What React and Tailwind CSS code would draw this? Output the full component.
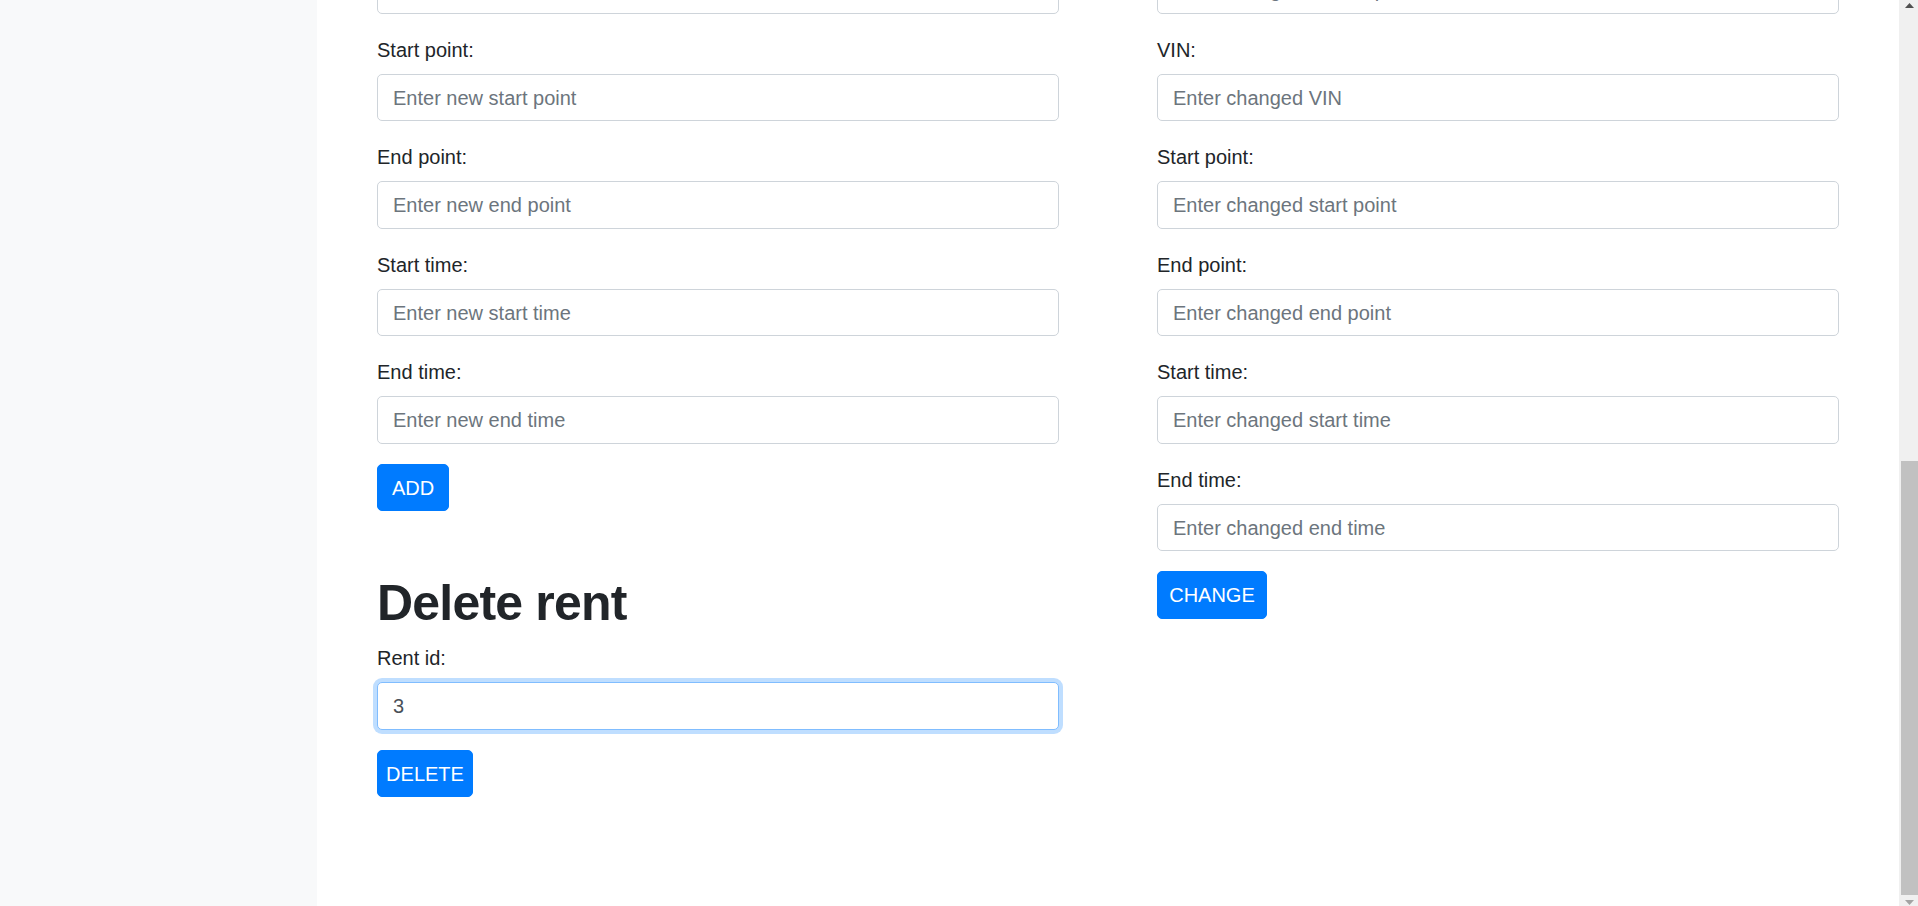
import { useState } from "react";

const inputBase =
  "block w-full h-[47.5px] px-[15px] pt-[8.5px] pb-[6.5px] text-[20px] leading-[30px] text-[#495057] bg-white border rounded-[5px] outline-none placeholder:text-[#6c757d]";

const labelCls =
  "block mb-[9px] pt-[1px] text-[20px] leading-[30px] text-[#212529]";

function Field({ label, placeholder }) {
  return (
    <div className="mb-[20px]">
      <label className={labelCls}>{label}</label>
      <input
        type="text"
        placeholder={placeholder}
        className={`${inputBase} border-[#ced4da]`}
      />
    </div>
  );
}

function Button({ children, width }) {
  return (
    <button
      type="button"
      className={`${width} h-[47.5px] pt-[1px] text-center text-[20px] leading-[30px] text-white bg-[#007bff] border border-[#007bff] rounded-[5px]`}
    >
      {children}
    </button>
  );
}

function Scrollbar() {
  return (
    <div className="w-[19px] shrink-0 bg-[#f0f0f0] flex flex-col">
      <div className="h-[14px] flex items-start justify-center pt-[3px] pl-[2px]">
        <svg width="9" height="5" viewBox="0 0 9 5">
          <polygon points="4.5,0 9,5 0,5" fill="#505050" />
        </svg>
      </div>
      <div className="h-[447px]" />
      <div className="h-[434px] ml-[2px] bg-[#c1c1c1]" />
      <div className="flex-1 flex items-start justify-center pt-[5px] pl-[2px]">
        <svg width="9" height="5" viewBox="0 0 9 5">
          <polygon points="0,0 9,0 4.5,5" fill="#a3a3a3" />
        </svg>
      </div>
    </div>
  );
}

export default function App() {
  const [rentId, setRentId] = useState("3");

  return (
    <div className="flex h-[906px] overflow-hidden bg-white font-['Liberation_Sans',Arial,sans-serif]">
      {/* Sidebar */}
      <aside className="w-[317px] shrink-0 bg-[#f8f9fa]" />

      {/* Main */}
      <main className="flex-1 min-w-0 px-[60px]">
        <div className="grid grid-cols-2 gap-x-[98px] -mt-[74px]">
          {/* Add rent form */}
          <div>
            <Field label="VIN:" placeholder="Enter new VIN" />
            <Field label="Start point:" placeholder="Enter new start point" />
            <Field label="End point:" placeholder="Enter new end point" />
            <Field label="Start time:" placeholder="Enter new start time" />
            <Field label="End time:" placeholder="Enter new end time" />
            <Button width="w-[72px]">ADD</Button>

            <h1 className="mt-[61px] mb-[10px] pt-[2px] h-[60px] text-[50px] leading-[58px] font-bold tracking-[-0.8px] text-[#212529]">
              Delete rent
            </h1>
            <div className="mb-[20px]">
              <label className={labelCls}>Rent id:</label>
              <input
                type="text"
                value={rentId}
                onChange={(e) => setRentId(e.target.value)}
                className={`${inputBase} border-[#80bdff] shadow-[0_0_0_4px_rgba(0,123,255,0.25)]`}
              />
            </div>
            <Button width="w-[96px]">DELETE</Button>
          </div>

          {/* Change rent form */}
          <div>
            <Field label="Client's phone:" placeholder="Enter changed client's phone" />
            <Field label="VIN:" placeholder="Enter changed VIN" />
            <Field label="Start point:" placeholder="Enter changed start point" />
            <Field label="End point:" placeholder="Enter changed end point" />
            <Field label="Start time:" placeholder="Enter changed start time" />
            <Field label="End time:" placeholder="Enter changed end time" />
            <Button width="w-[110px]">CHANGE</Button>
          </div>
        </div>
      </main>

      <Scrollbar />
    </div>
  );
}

■ ■ ■ ■ ■ ■ ■

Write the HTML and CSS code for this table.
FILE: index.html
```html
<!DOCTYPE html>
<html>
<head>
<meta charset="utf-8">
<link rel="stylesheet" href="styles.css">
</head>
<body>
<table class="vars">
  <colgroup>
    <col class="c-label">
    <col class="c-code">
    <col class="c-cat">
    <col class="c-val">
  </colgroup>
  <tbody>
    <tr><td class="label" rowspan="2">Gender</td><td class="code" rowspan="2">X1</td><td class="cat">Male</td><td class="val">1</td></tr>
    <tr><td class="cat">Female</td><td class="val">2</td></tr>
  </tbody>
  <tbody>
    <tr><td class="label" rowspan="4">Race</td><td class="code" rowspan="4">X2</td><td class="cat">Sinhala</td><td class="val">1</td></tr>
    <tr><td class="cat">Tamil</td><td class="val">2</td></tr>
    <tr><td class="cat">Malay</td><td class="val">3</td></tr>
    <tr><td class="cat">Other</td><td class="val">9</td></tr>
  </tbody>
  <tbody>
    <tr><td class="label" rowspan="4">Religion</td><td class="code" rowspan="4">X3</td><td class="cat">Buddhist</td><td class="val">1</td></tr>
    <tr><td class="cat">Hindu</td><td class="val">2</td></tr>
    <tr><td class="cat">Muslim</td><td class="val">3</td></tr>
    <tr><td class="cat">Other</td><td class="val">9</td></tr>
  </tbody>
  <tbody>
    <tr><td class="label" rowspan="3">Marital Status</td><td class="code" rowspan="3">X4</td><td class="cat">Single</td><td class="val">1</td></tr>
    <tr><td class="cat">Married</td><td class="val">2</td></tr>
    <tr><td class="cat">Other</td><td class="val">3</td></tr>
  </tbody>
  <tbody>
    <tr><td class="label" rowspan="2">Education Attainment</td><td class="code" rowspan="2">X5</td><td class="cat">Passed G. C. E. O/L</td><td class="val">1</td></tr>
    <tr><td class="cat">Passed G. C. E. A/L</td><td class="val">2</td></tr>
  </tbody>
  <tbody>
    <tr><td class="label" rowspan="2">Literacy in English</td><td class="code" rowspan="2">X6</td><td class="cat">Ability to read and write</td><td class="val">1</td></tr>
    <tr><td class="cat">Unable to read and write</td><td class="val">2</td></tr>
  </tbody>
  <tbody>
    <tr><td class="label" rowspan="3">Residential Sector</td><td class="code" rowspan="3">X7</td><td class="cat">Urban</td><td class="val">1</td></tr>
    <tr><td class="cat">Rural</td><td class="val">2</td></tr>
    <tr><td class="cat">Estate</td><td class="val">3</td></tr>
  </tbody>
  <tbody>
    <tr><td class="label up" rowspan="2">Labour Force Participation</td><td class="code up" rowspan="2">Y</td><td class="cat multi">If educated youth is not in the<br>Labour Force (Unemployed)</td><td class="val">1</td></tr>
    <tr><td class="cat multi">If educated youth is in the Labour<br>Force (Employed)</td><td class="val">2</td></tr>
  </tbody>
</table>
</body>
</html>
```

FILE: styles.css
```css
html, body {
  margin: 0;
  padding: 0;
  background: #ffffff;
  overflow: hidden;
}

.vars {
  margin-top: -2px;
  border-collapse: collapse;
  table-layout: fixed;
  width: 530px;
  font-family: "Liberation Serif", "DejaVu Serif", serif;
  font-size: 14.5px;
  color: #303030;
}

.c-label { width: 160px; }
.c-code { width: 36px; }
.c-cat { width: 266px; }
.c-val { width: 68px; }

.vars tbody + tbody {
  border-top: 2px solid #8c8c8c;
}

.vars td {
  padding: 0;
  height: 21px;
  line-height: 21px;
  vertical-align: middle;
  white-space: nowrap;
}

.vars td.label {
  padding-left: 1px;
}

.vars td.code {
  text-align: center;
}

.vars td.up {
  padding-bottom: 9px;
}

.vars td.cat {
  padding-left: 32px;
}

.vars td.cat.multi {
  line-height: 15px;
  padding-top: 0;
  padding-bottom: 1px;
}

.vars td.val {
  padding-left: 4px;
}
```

■ ■ ■ ■ ■ ■ ■

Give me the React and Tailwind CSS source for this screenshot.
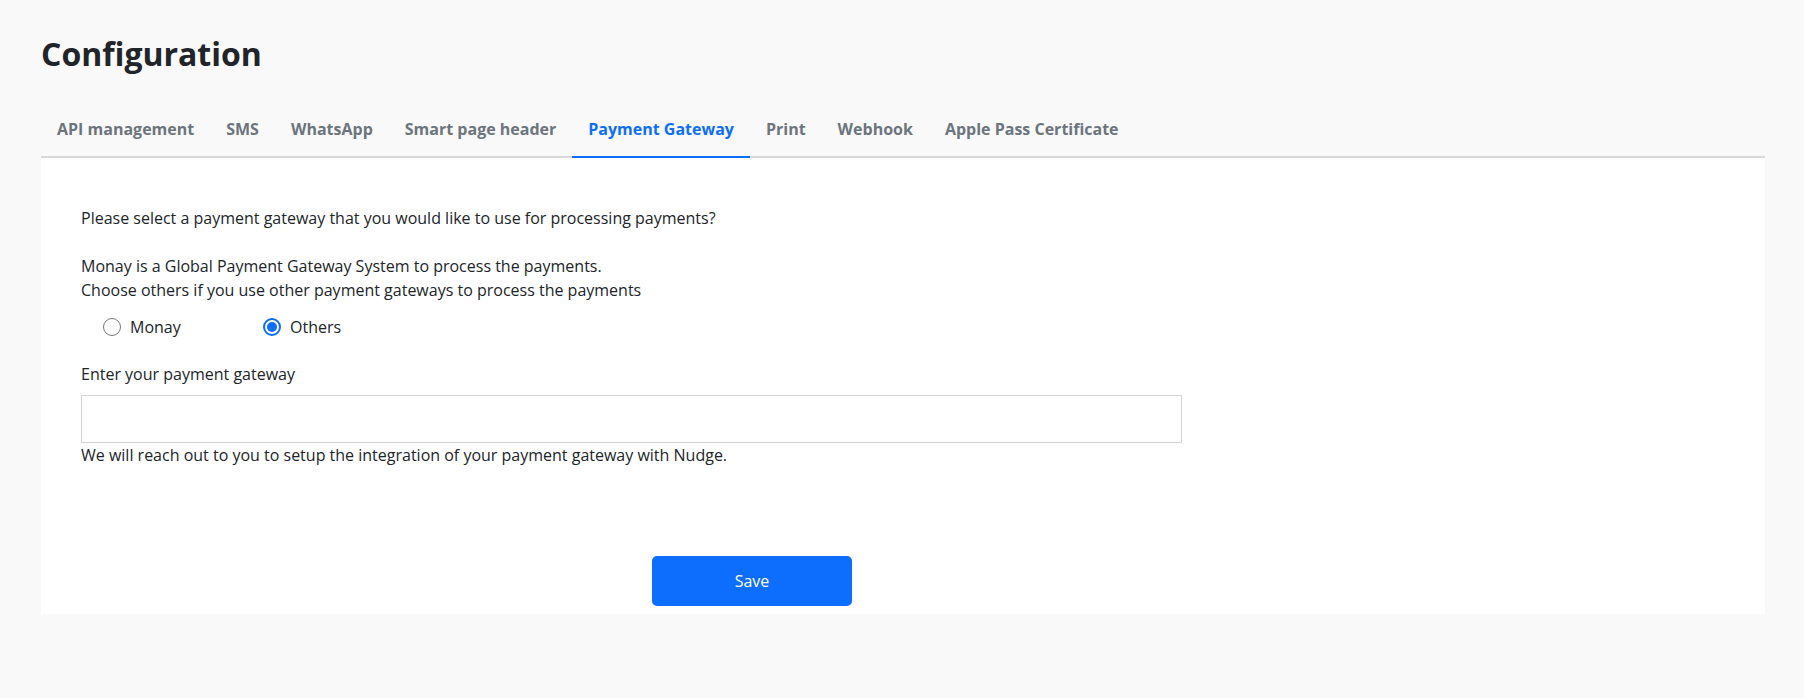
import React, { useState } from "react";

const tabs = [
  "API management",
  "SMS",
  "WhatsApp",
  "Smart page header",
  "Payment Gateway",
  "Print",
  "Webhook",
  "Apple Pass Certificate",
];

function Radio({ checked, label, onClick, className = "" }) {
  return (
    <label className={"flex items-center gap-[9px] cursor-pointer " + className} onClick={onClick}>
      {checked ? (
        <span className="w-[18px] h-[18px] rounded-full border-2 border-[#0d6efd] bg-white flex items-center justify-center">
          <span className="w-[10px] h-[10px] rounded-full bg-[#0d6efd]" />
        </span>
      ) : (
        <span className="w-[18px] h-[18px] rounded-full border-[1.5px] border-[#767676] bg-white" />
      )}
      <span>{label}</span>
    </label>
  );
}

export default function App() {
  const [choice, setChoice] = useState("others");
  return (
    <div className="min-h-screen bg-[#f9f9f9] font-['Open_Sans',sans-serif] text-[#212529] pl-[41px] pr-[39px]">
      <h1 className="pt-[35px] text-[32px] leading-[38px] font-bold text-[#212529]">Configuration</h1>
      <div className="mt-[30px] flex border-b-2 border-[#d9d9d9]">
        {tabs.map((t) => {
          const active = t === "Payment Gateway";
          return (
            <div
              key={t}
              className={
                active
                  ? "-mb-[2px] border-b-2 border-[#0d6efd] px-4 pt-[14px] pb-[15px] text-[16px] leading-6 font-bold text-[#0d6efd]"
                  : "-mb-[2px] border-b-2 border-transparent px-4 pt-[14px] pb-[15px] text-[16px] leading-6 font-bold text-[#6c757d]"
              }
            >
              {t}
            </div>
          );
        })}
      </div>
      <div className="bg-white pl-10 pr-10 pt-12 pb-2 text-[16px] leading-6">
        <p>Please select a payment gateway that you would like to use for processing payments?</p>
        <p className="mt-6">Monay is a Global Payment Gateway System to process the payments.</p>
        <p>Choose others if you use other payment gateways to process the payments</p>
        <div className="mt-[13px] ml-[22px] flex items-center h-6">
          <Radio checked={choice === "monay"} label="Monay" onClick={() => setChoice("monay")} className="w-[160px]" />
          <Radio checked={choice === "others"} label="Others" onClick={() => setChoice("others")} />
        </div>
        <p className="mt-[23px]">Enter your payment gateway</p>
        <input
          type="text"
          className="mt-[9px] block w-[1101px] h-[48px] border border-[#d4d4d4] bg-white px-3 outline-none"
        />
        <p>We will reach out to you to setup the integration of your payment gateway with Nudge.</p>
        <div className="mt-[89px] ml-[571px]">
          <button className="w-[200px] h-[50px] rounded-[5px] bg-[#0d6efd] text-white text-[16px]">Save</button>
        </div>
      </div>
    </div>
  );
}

■ ■ ■ ■ ■ ■ ■

Search the records for the string "Tailwind" and return every line in which it occurs.

What React and Tailwind CSS code would draw this? Output the full component.
Give me the React and Tailwind CSS source for this screenshot.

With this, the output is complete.